# Given task:
Find how many lines of the listing include the string "this", and report only that figure.

**** Record list ****

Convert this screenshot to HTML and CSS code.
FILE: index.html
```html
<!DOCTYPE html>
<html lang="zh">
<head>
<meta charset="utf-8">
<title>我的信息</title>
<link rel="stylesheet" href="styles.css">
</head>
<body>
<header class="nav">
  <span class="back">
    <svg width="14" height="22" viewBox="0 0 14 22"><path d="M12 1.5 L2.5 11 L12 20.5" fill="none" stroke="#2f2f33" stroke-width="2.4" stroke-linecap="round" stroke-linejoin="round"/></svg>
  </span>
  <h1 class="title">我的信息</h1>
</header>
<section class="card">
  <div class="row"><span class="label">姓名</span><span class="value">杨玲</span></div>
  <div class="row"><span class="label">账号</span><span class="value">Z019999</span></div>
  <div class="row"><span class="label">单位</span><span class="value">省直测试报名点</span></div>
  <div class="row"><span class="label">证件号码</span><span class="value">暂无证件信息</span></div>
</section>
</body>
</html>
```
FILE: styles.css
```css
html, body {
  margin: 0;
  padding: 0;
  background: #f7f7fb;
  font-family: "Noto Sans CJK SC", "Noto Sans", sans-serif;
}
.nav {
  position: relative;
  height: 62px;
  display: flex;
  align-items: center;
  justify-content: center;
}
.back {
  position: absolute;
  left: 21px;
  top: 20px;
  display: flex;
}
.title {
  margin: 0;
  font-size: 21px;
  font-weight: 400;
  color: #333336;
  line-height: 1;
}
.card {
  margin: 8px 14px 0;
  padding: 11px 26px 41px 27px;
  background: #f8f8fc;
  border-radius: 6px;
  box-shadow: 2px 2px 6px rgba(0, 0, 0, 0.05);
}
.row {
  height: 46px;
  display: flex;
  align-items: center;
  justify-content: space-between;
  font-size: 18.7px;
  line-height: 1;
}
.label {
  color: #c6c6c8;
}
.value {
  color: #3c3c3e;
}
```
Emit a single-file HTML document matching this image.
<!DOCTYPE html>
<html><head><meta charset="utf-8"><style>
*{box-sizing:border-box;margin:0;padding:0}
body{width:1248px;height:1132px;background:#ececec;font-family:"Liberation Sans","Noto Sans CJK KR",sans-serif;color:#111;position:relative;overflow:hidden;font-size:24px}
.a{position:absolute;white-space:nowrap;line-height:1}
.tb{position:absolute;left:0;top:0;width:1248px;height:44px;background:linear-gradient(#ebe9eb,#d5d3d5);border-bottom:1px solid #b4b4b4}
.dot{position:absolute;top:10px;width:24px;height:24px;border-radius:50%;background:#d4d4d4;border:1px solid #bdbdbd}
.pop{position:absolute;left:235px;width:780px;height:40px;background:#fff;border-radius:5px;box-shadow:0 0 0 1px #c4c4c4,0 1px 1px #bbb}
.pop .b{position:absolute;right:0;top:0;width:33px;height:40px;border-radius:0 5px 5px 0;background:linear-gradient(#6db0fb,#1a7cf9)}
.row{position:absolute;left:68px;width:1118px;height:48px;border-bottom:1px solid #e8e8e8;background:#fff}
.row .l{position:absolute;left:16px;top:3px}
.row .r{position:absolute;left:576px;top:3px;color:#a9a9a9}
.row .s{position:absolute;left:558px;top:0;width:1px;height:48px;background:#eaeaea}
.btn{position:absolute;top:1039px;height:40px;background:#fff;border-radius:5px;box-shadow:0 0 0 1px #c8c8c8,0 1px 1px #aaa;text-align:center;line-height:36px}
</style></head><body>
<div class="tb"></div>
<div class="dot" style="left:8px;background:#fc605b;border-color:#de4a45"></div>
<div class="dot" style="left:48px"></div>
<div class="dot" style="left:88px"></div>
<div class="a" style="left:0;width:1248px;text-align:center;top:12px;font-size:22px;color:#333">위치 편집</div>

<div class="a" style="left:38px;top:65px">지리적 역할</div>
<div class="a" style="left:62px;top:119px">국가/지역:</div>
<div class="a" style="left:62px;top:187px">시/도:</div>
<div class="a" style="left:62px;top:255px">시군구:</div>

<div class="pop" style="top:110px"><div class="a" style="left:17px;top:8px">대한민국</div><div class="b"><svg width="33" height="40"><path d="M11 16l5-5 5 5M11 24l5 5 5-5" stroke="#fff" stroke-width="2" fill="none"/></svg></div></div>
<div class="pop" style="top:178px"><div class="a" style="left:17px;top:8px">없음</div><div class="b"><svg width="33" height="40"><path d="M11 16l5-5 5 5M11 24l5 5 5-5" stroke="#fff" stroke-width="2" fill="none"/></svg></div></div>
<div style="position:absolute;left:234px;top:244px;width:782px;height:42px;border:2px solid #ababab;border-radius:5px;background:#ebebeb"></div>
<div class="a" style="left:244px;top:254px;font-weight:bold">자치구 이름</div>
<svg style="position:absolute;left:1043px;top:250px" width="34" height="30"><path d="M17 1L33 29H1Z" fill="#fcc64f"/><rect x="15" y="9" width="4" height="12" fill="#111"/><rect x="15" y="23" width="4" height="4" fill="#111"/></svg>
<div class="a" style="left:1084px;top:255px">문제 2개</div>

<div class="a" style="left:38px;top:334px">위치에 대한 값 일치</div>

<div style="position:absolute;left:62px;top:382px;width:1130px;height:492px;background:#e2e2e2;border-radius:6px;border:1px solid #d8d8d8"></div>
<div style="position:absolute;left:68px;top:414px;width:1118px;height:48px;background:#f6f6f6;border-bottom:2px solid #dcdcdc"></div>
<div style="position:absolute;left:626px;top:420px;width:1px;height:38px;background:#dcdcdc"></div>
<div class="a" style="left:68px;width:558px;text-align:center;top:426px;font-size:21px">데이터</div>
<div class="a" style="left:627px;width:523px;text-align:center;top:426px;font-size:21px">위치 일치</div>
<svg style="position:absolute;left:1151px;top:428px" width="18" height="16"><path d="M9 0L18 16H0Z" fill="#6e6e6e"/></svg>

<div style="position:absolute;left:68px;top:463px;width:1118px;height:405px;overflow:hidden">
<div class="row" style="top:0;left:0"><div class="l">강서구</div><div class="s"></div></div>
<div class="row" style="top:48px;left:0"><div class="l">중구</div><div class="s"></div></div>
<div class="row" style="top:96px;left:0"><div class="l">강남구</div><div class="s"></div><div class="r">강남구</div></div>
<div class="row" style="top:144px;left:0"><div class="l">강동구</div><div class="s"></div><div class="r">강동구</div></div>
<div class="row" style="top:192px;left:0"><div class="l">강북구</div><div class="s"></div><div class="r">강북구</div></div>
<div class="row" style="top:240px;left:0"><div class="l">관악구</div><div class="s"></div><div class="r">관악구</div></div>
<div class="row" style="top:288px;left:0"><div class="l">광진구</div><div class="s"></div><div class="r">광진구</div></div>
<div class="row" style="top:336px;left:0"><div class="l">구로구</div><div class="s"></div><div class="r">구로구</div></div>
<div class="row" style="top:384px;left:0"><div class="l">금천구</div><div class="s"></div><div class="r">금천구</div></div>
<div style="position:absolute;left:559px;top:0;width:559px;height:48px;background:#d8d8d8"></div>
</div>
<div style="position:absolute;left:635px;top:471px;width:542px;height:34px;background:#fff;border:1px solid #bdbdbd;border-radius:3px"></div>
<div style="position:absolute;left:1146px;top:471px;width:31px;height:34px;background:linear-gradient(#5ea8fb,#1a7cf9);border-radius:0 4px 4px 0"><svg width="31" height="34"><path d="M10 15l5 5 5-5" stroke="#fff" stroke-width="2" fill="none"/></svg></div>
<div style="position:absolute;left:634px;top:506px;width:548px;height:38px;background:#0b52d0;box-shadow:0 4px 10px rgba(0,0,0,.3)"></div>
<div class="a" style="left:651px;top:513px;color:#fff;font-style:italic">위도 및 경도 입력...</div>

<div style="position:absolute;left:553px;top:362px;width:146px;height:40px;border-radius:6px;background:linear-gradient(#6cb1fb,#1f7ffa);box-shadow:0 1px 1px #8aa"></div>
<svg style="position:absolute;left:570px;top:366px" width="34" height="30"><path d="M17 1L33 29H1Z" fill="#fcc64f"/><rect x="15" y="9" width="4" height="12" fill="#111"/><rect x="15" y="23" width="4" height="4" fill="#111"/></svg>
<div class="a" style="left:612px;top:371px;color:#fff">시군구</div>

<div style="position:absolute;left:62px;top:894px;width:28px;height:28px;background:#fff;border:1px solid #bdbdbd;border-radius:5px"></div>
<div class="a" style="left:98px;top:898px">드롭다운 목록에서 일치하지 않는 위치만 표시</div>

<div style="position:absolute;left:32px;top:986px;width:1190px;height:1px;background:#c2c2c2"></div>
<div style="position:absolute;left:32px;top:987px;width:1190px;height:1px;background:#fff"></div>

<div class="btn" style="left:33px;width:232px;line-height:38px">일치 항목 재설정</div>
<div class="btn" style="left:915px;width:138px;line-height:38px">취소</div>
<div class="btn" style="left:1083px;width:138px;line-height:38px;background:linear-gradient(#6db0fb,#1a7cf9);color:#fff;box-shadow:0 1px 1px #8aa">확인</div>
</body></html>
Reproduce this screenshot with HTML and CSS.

****

# Response to the exercise:
3